The conversion narrative by means of a text is a basic topos in Western culture. Perhaps the most famous example is that of St. Augustine’s Confessions, where the thirty-two-year-old Augustine, believing in the truth of the Christian revelation and convinced of his own sins, but still torn by the desires of the flesh, is walking in his garden in tearful internal debate; he hears the voice of a child: “Tolle, lege, tolle, lege,” it says – “Take it and read, take it and read.” (8.12, 177) Augustine seizes the nearest copy of scripture he can find – the Pauline epistles – and opens to just the passage that addresses his own plight: “Let us walk honestly, as in the day; not in rioting and drunkenness, not in chambering and wantonness, not in strife and envying. But put ye on the Lord Jesus Christ, and make not provision for the flesh, to fulfil the lusts thereof” (Romans 13.13-14). And his conversion is effected. In this case, a text already received as sacred speaks to the immediate spiritual situation of the its reader.

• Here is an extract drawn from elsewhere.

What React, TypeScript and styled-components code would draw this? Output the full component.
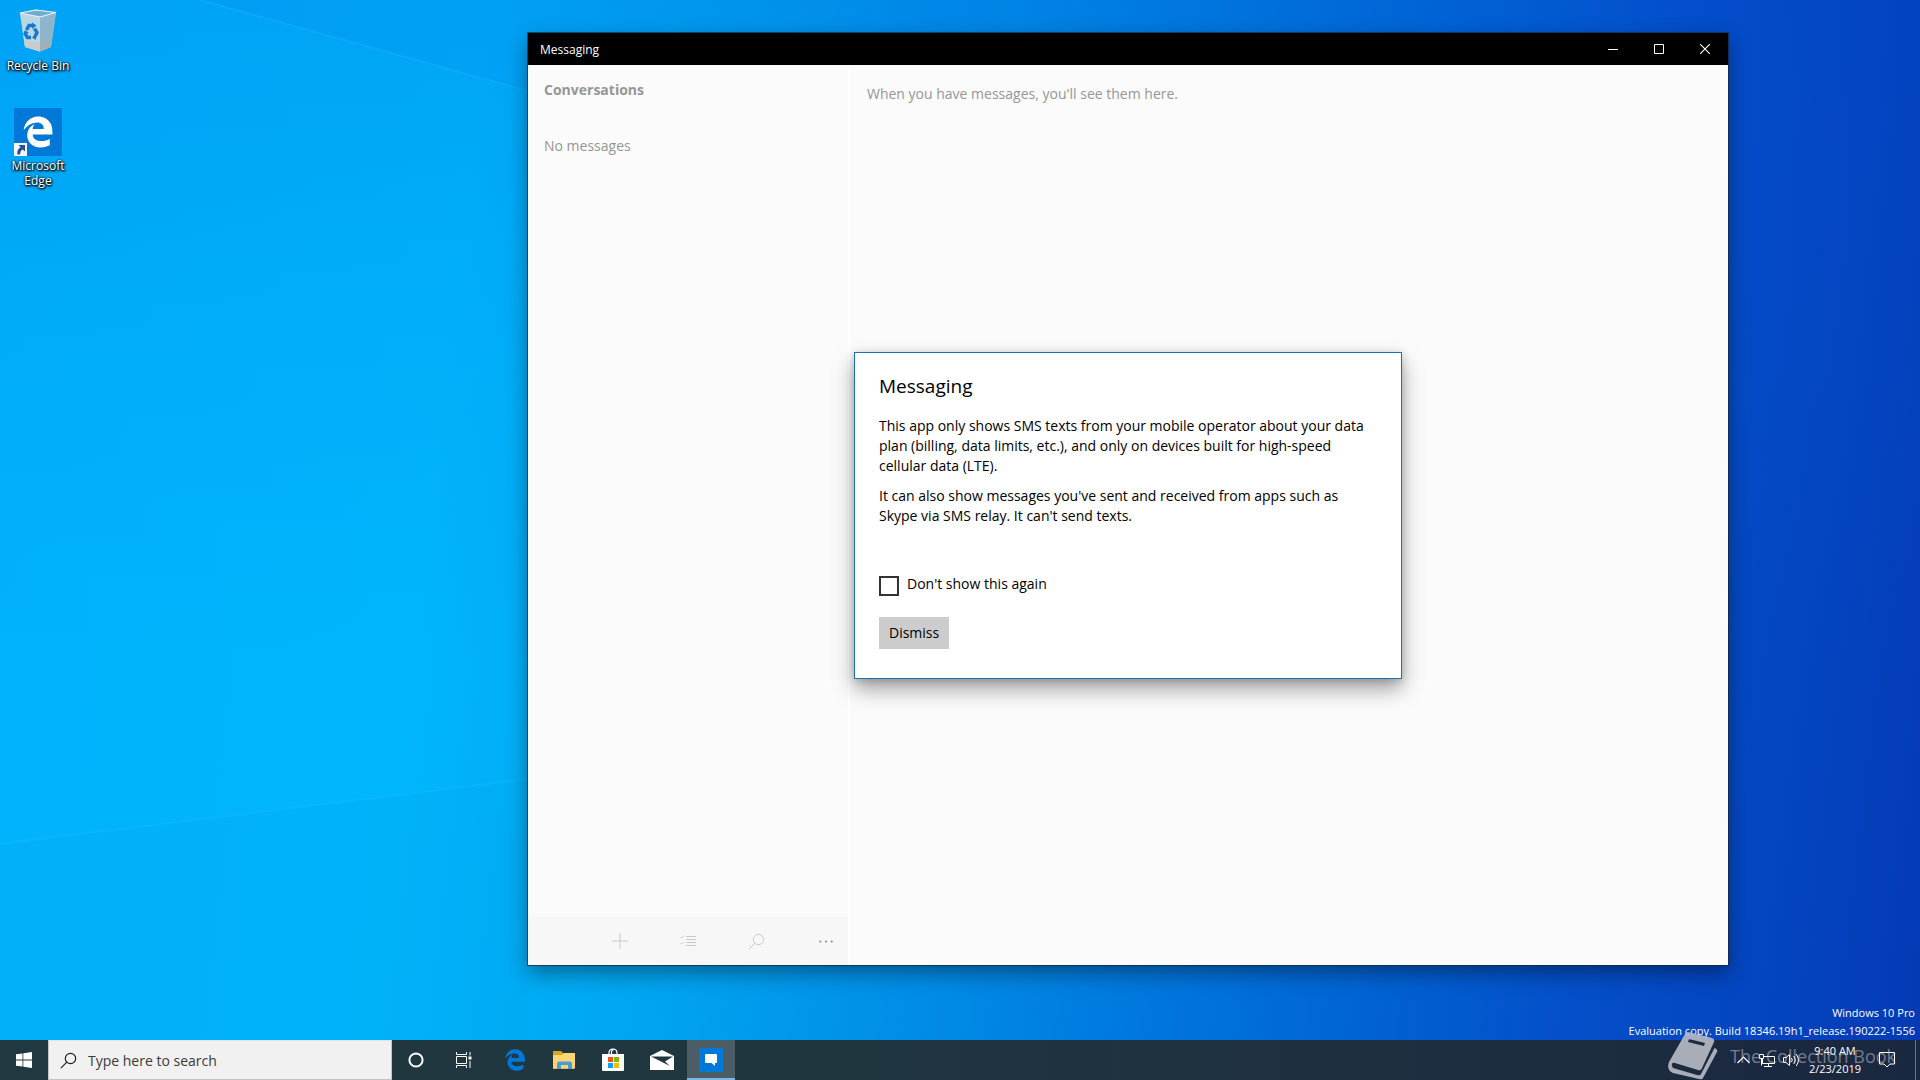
import React, { useState } from "react";
import styled, { createGlobalStyle } from "styled-components";
import { FaEdgeLegacy } from "react-icons/fa6";

const GlobalStyle = createGlobalStyle`
  *, *::before, *::after { box-sizing: border-box; }
  body { margin: 0; font-family: "Open Sans", "Noto Sans", sans-serif; }
  button, input { font: inherit; color: inherit; }
  button { border: 0; padding: 0; background: none; cursor: pointer; }
  h1, h2, p { margin: 0; }
`;

const Screen = styled.div`
  position: relative;
  display: flex;
  flex-direction: column;
  min-height: 100vh;
  overflow: hidden;
  background:
    linear-gradient(180deg, rgba(0, 70, 210, 0.15) 0%, rgba(0, 90, 220, 0.06) 35%, rgba(0, 180, 255, 0) 62%),
    linear-gradient(97deg, #00b2fc 0%, #00b6fc 24%, #00a4f0 38%, #008ae6 52%, #0068d6 70%, #0450ca 82%, #0444c0 92%, #043ab4 100%);
`;

const Wallpaper = styled.svg`
  position: absolute;
  inset: 0;
  width: 100%;
  height: 100%;
`;

const Desktop = styled.main`
  position: relative;
  flex: 1;
  display: flex;
  justify-content: space-between;
`;

const Shortcuts = styled.nav`
  display: flex;
  flex-direction: column;
  gap: 35px;
  width: 76px;
  padding-top: 8px;
`;

const Shortcut = styled.button`
  display: flex;
  flex-direction: column;
  align-items: center;
  gap: 2px;
  color: #fff;
  font-size: 12px;
  line-height: 15px;
  text-shadow: 1px 1px 2px #000, 0 0 2px #000, 0 1px 3px #000;
`;

const EdgeTile = styled.span`
  position: relative;
  display: grid;
  place-items: center;
  width: 48px;
  height: 48px;
  background: #0078d7;
  color: #fff;
  font-size: 32px;
`;

const ShortcutArrow = styled.svg`
  position: absolute;
  left: 0;
  bottom: 0;
`;

const Edition = styled.div`
  align-self: flex-end;
  padding: 0 5px 0 0;
  color: #fff;
  font-size: 11px;
  line-height: 18px;
  text-align: right;
`;

const Window = styled.section`
  position: absolute;
  top: 33px;
  right: 10%;
  bottom: 75px;
  left: 27.5%;
  display: flex;
  flex-direction: column;
  background: #fbfbfb;
  outline: 1px solid rgba(20, 40, 50, 0.7);
  box-shadow: 0 8px 20px rgba(0, 0, 0, 0.4);
`;

const TitleBar = styled.header`
  display: flex;
  justify-content: space-between;
  align-items: center;
  height: 32px;
  padding-left: 12px;
  background: #000;
  color: #fff;
`;

const WindowTitle = styled.h1`
  font-size: 12px;
  font-weight: 400;
`;

const WindowControls = styled.div`
  display: flex;
`;

const WindowControl = styled.button`
  display: grid;
  place-items: center;
  width: 46px;
  height: 32px;
`;

const Panes = styled.div`
  flex: 1;
  display: flex;
  color: #969696;
  font-size: 14px;
  line-height: 20px;
`;

const Sidebar = styled.aside`
  display: flex;
  flex-direction: column;
  width: 320px;
`;

const Conversations = styled.div`
  flex: 1;
  display: flex;
  flex-direction: column;
  gap: 36px;
  padding: 15px 16px;
`;

const PaneHeading = styled.h2`
  font-size: 14px;
  font-weight: 700;
`;

const CommandBar = styled.div`
  display: flex;
  justify-content: flex-end;
  height: 48px;
  background: #f7f7f7;
`;

const Command = styled.button<{ $more?: boolean }>`
  display: grid;
  place-items: center;
  width: ${(p) => (p.$more ? 44 : 68)}px;
  margin-left: ${(p) => (p.$more ? 14 : 0)}px;
  color: ${(p) => (p.$more ? "#8c8c8c" : "#cacaca")};
`;

const Thread = styled.div`
  flex: 1;
  padding: 19px 17px;
  border-left: 2px solid #fff;
`;

const DialogLayer = styled.div`
  position: absolute;
  inset: 32px 0 0;
  display: grid;
  place-items: center;
`;

const Dialog = styled.div`
  display: flex;
  flex-direction: column;
  align-items: flex-start;
  width: 548px;
  max-width: 100%;
  padding: 19px 24px 29px;
  border: 1px solid #1a6fb5;
  background: #fff;
  color: #000;
  font-size: 14px;
  line-height: 20px;
  box-shadow: 0 10px 20px rgba(0, 0, 0, 0.36), 0 2px 8px rgba(0, 0, 0, 0.16);
`;

const DialogTitle = styled.h2`
  font-size: 19px;
  font-weight: 400;
  line-height: 28px;
`;

const DialogText = styled.div`
  display: flex;
  flex-direction: column;
  gap: 10px;
  padding: 16px 0 44px;
`;

const CheckRow = styled.label`
  display: flex;
  align-items: flex-start;
  gap: 8px;
  padding-bottom: 21px;
`;

const CheckBox = styled.input`
  appearance: none;
  width: 20px;
  height: 20px;
  margin: 6px 0 0;
  border: 2px solid #333;
  background: #fff;
  &:checked { background: #0078d7; box-shadow: inset 0 0 0 2px #fff; }
`;

const CheckText = styled.span`
  padding-top: 4px;
`;

const DismissButton = styled.button`
  height: 32px;
  padding: 0 10px;
  background: #ccc;
`;

const Taskbar = styled.footer`
  position: relative;
  display: flex;
  justify-content: space-between;
  height: 40px;
  background: linear-gradient(90deg, #203840 0%, #20363f 45%, #1e2e40 75%, #1a2740 100%);
  color: #fff;
`;

const TaskGroup = styled.div`
  display: flex;
`;

const TaskButton = styled.button<{ $active?: boolean }>`
  display: grid;
  place-items: center;
  width: 48px;
  height: 40px;
  border-bottom: 2px solid ${(p) => (p.$active ? "#76b9ed" : "transparent")};
  border-top: 2px solid ${(p) => (p.$active ? "#4c5d65" : "transparent")};
  background: ${(p) => (p.$active ? "#4c5d65" : "transparent")};
`;

const SearchBox = styled.label`
  display: flex;
  align-items: center;
  gap: 11px;
  width: 344px;
  padding-left: 11px;
  border: 1px solid #c4c4c4;
  border-top-color: #e4e4e4;
  background: #f1f1f1;
  color: #222;
`;

const SearchInput = styled.input`
  flex: 1;
  min-width: 0;
  padding: 0;
  border: 0;
  outline: 0;
  background: transparent;
  font-size: 14px;
  &::placeholder { color: #3a3a3a; opacity: 1; }
`;

const PinnedApps = styled.div`
  display: flex;
  gap: 1px;
  padding-left: 3px;
`;

const EdgeGlyph = styled.span`
  display: grid;
  color: #0078d7;
  font-size: 22px;
`;

const TrayButton = styled.button`
  display: grid;
  place-items: center;
  width: 24px;
  height: 40px;
`;

const Clock = styled.button`
  width: 64px;
  font-size: 11px;
  line-height: 18px;
  white-space: nowrap;
`;

const ActionCenter = styled.button`
  display: grid;
  place-items: center;
  width: 40px;
  margin-right: 8px;
`;

const ShowDesktop = styled.button`
  width: 5px;
  border-left: 1px solid #6d7686;
`;

const Watermark = styled.div`
  position: absolute;
  right: 24px;
  bottom: 0;
  display: flex;
  align-items: center;
  gap: 12px;
  color: rgba(205, 210, 220, 0.5);
  font-size: 18px;
  line-height: 24px;
  pointer-events: none;
`;

const RecycleBinIcon = () => (
  <svg width="48" height="48" viewBox="0 0 48 48" aria-hidden="true">
    <path d="M6 5 22 1.500 42 4.500 37 39 26 43.500 11 39Z" fill="#a6cde2" />
    <path d="M6 5 26 9 42 4.500 22 2Z" fill="#6fadcf" />
    <path d="M6 5 26 9V43.500L11 39Z" fill="#b9d6e4" />
    <path d="M26 9 42 4.500 37 39 26 43.500Z" fill="#8eb6cb" />
    <path d="m10 32 16 3v8.500L11 39Z" fill="#c7ccce" />
    <path d="m26 35 11-4-1 8-10 4.500Z" fill="#a3afb5" />
    <path d="M6 5 22 2 42 4.500 26 9Z" fill="none" stroke="#e3f3fa" strokeWidth="1.200" />
    <g fill="none" stroke="#1878c8" strokeWidth="3.400">
      <path d="m12.500 22 2.500-4.500h4" />
      <path d="m20.500 20.500 2.500 4-2 4" />
      <path d="M17 29.500h-3.500L11 25.500" />
    </g>
    <path d="m18 14.500 4.500 3-4.500 3.500ZM22 26l-4 3.500 4 2.500ZM9 26.500l2-4.500 4 3Z" fill="#1878c8" />
  </svg>
);

const SearchGlyph = ({ size, strokeWidth }: { size: number; strokeWidth: number }) => (
  <svg width={size} height={size} viewBox="0 0 17 17" fill="none" stroke="currentColor" strokeWidth={strokeWidth} aria-hidden="true">
    <circle cx="10.500" cy="6.500" r="5.200" />
    <path d="m6.800 10.200-6 6" />
  </svg>
);

const App = () => {
  const [open, setOpen] = useState(true);
  return (
    <Screen>
      <GlobalStyle />
      <Wallpaper viewBox="0 0 1920 1080" preserveAspectRatio="none" aria-hidden="true">
        <path d="M200 0 528 91 1000 230V0Z" fill="#0078e8" fillOpacity="0.100" />
        <path d="m200 0 328 91" stroke="#38b6ff" strokeOpacity="0.250" strokeWidth="2" />
        <path d="M0 844 528 779V1080H0Z" fill="#00a8ee" fillOpacity="0.180" />
        <path d="m0 844 528-65" stroke="#30c4ff" strokeOpacity="0.200" strokeWidth="2" />
      </Wallpaper>

      <Desktop>
        <Shortcuts aria-label="Desktop shortcuts">
          <Shortcut>
            <RecycleBinIcon />
            Recycle Bin
          </Shortcut>
          <Shortcut>
            <EdgeTile>
              <FaEdgeLegacy aria-hidden="true" />
              <ShortcutArrow width="13" height="13" viewBox="0 0 13 13" aria-hidden="true">
                <path d="M0 0h13v13H0Z" fill="#f4f6f8" />
                <path d="M4.500 2H11v6.500L8.800 6.400C6.800 7.400 6 9 6.200 11.500H3.400C2.800 8.400 4 5.600 6.600 4.200Z" fill="#2b4f8e" />
              </ShortcutArrow>
            </EdgeTile>
            <span>Microsoft<br />Edge</span>
          </Shortcut>
        </Shortcuts>
        <Edition>
          <p>Windows 10 Pro</p>
          <p>Evaluation copy. Build 18346.19h1_release.190222-1556</p>
        </Edition>

        <Window aria-label="Messaging">
          <TitleBar>
            <WindowTitle>Messaging</WindowTitle>
            <WindowControls>
              <WindowControl aria-label="Minimize">
                <svg width="10" height="10" viewBox="0 0 10 10"><path d="M0 5.500h10" stroke="#fff" /></svg>
              </WindowControl>
              <WindowControl aria-label="Maximize">
                <svg width="10" height="10" viewBox="0 0 10 10"><path d="M.5.5h9v9h-9Z" fill="none" stroke="#fff" /></svg>
              </WindowControl>
              <WindowControl aria-label="Close">
                <svg width="10" height="10" viewBox="0 0 10 10"><path d="m0 0 10 10M10 0 0 10" stroke="#fff" strokeWidth="1.100" /></svg>
              </WindowControl>
            </WindowControls>
          </TitleBar>
          <Panes>
            <Sidebar>
              <Conversations>
                <PaneHeading>Conversations</PaneHeading>
                <p>No messages</p>
              </Conversations>
              <CommandBar>
                <Command aria-label="New message">
                  <svg width="16" height="16" viewBox="0 0 16 16"><path d="M8 0v16M0 8h16" stroke="currentColor" /></svg>
                </Command>
                <Command aria-label="Select">
                  <svg width="16" height="12" viewBox="0 0 16 12" fill="none" stroke="currentColor">
                    <path d="M6 1.500h10M6 4.500h10M6 7.500h10M6 10.500h10M.5 2l1 1 2.500-2.500M.5 8l1 1L4 6.500" />
                  </svg>
                </Command>
                <Command aria-label="Search messages">
                  <SearchGlyph size={17} strokeWidth={1} />
                </Command>
                <Command $more aria-label="More">
                  <svg width="14" height="3" viewBox="0 0 14 3" fill="currentColor">
                    <circle cx="1.300" cy="1.500" r="1.100" /><circle cx="7" cy="1.500" r="1.100" /><circle cx="12.700" cy="1.500" r="1.100" />
                  </svg>
                </Command>
              </CommandBar>
            </Sidebar>
            <Thread>When you have messages, you'll see them here.</Thread>
          </Panes>
          {open && (
            <DialogLayer>
              <Dialog role="dialog" aria-labelledby="dialog-title">
                <DialogTitle id="dialog-title">Messaging</DialogTitle>
                <DialogText>
                  <p>
                    This app only shows SMS texts from your mobile operator about your data plan (billing, data limits,
                    etc.), and only on devices built for high-speed cellular data (LTE).
                  </p>
                  <p>
                    It can also show messages you've sent and received from apps such as Skype via SMS relay. It can't
                    send texts.
                  </p>
                </DialogText>
                <CheckRow>
                  <CheckBox type="checkbox" />
                  <CheckText>Don't show this again</CheckText>
                </CheckRow>
                <DismissButton onClick={() => setOpen(false)}>Dismiss</DismissButton>
              </Dialog>
            </DialogLayer>
          )}
        </Window>
      </Desktop>

      <Taskbar>
        <TaskGroup>
          <TaskButton aria-label="Start">
            <svg width="16" height="16" viewBox="0 0 16 16" fill="#fff"><path d="M0 2.300 6.500 1.400v6.100H0ZM7.300 1.300 16 0v7.500H7.300ZM0 8.400h6.500v6.200L0 13.700ZM7.300 8.400H16V16l-8.700-1.300Z" /></svg>
          </TaskButton>
          <SearchBox>
            <SearchGlyph size={17} strokeWidth={1.2} />
            <SearchInput type="text" aria-label="Search" placeholder="Type here to search" />
          </SearchBox>
          <TaskButton aria-label="Cortana">
            <svg width="16" height="16" viewBox="0 0 16 16"><circle cx="8" cy="8" r="6.600" fill="none" stroke="#fff" strokeWidth="2" /></svg>
          </TaskButton>
          <TaskButton aria-label="Task View">
            <svg width="16" height="16" viewBox="0 0 16 16" fill="none" stroke="#fff">
              <path d="M.5 0v2.500h10V0M.5 4.500h10v7H.5ZM.5 16v-2.500h10V16M14 0v3.500M14 9v7" />
              <path d="M12.500 4.500h3v3h-3Z" fill="#fff" stroke="none" />
            </svg>
          </TaskButton>
          <PinnedApps>
            <TaskButton aria-label="Microsoft Edge">
              <EdgeGlyph><FaEdgeLegacy /></EdgeGlyph>
            </TaskButton>
            <TaskButton aria-label="File Explorer">
              <svg width="22" height="18" viewBox="0 0 22 18">
                <path d="M0 0h8l2 2h11v16H0Z" fill="#dba520" />
                <path d="M0 4h9l2-2h11v15.500H0Z" fill="#fcd672" />
                <path d="M4 18v-6l1.500-1.500h12L19 12v6h-4v-4H8v4Z" fill="#4a9cd6" />
              </svg>
            </TaskButton>
            <TaskButton aria-label="Microsoft Store">
              <svg width="24" height="24" viewBox="0 0 24 24">
                <path d="M8 7V5q0-4 4-4t4 4v2M10.500 7V4q0-2.500 2.500-2.500" fill="none" stroke="#fff" strokeWidth="1.200" />
                <path d="M1 6h22v16q0 1-1 1H2q-1 0-1-1Z" fill="#fff" />
                <path d="M7 9h5v5H7Z" fill="#f25022" /><path d="M13 9h5v5h-5Z" fill="#7fba00" />
                <path d="M7 15h5v5H7Z" fill="#00a4ef" /><path d="M13 15h5v5h-5Z" fill="#ffb900" />
              </svg>
            </TaskButton>
            <TaskButton aria-label="Mail">
              <svg width="24" height="20" viewBox="0 0 24 20">
                <path d="M0 6 12 0l12 6v14H0Z" fill="#fff" />
                <path d="M1 6.500h22L15 11.500l5 4.500Z" fill="#20363f" />
              </svg>
            </TaskButton>
            <TaskButton $active aria-label="Messaging">
              <svg width="24" height="24" viewBox="0 0 24 24">
                <path d="M0 0h24v24H0Z" fill="#0078d7" />
                <path d="M7 6h10q1 0 1 1v7q0 1-1 1h-1v3l-3.500-3H7q-1 0-1-1V7q0-1 1-1Z" fill="#fff" />
              </svg>
            </TaskButton>
          </PinnedApps>
        </TaskGroup>
        <TaskGroup>
          <TrayButton aria-label="Show hidden icons">
            <svg width="13" height="8" viewBox="0 0 13 8"><path d="m.5 7 6-6 6 6" fill="none" stroke="#fff" strokeWidth="1.200" /></svg>
          </TrayButton>
          <TrayButton aria-label="Network">
            <svg width="16" height="14" viewBox="0 0 16 14" fill="none" stroke="#fff">
              <path d="M5 3.500h10.500v7H3.500V6M.5 1.500h4v4h-4ZM2.500 5.500v7M9.500 10.500v3M5 13.500h8" />
            </svg>
          </TrayButton>
          <TrayButton aria-label="Volume">
            <svg width="17" height="14" viewBox="0 0 17 14" fill="none" stroke="#fff">
              <path d="M.5 4.500H3L6.500 1.500v11L3 9.500H.5ZM8.500 5q1.500 2 0 4M10.800 3q3 4 0 8M13.200 1q4.500 6 0 12" />
            </svg>
          </TrayButton>
          <Clock>9:40 AM<br />2/23/2019</Clock>
          <ActionCenter aria-label="Notifications">
            <svg width="16" height="16" viewBox="0 0 16 16"><path d="M.5.500h15v11.500H11L8 15l-3-3H.5Z" fill="none" stroke="#fff" /></svg>
          </ActionCenter>
          <ShowDesktop aria-label="Show desktop" />
        </TaskGroup>
      </Taskbar>

      <Watermark>
        <svg width="50" height="48" viewBox="0 0 50 48" aria-hidden="true">
          <path fill="#b4b8c2" fillOpacity=".92" fillRule="evenodd" d="M17 2q1-2 3-2l24 6q3 1 2 4L34 36q-1 3-4 2L7 31q-4-1-3 3l1 2 24 7q3 1 4-1L46 17q1-2 2 0 2 1 1 3L35 46q-1 2-4 1L5 41Q-2 38 1 30ZM21 7l-1 3 16 4 1-3Z" />
        </svg>
        <span>The Collection Book</span>
      </Watermark>
    </Screen>
  );
};

export default App;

In other textual conversion narratives, a previously occult, unreadable text is made legible through the offices of an interpreter. The paradigmatic exampe is that of the Apostle Philip and the Ethiopian eunuch in Acts 8. Philip encounters the eunuch in his chariot, reading the prophet Isaiah: “He was led as a lamb to the slaughter, and like a lamb dumb before the shearer, so opened he not his mouth” (Acts 8.32, quoting Isaiah 53.7). “Understandest thou what thou readest?” asks Philip; “How can I, except some man should guide me?” The apostle proceeds to open to him the occluded, typological meaning of the passage – it prefigures Christ, of course – and the eunuch is converted, forthwith initiated into this new fellowship by the rite of baptism.
One can multiply examples, both sacred and secular, of the vocation-through-text, up to the very present. I’m reminded of Guy Davenport’s childhood encounter with Edgar Rice Burroughs’s Tarzan, of John Matthias’s mother reading to him from Stevenson’s Kidnapped, or the thirteen-year-old John Ruskin’s present of Samuel Rogers’s topographical poem Italy, with illustrations by J. M. W. Turner – a book, he would later recall in his autobiography Praeterita, which determined “the entire direction of my life’s energies” (20). But Ruskin’s next sentence is crucial: “it is the error of thoughtless biographers to attribute to the accident which introduces some new phase of character, all the circumstances of character which gave the accident importance. The essential point to be noted, and accounted for, was that I could understand Turner’s work, when I saw it; – not by what chance, or in what year, it was seen.” In order for the reader/auditor to be called by the text, that is, he must be prepared to receive that call – Augustine through his years of scriptural study and spiritual struggle, the Ethiopian eunuch through his devotion to Hebrew scripture, the young Ruskin through his annual tours of the landscapes and private picture galleries of England. And Duncan, as the brilliantly unwinding layers of “Beginnings” will demonstrate, has been prepared to received H. D. and the whole discourse of poetic modernism – a very specific version of modernism, that is – precisely by his early immersion in the culture of Theosophy, astrology, and hidden spiritual wisdoms.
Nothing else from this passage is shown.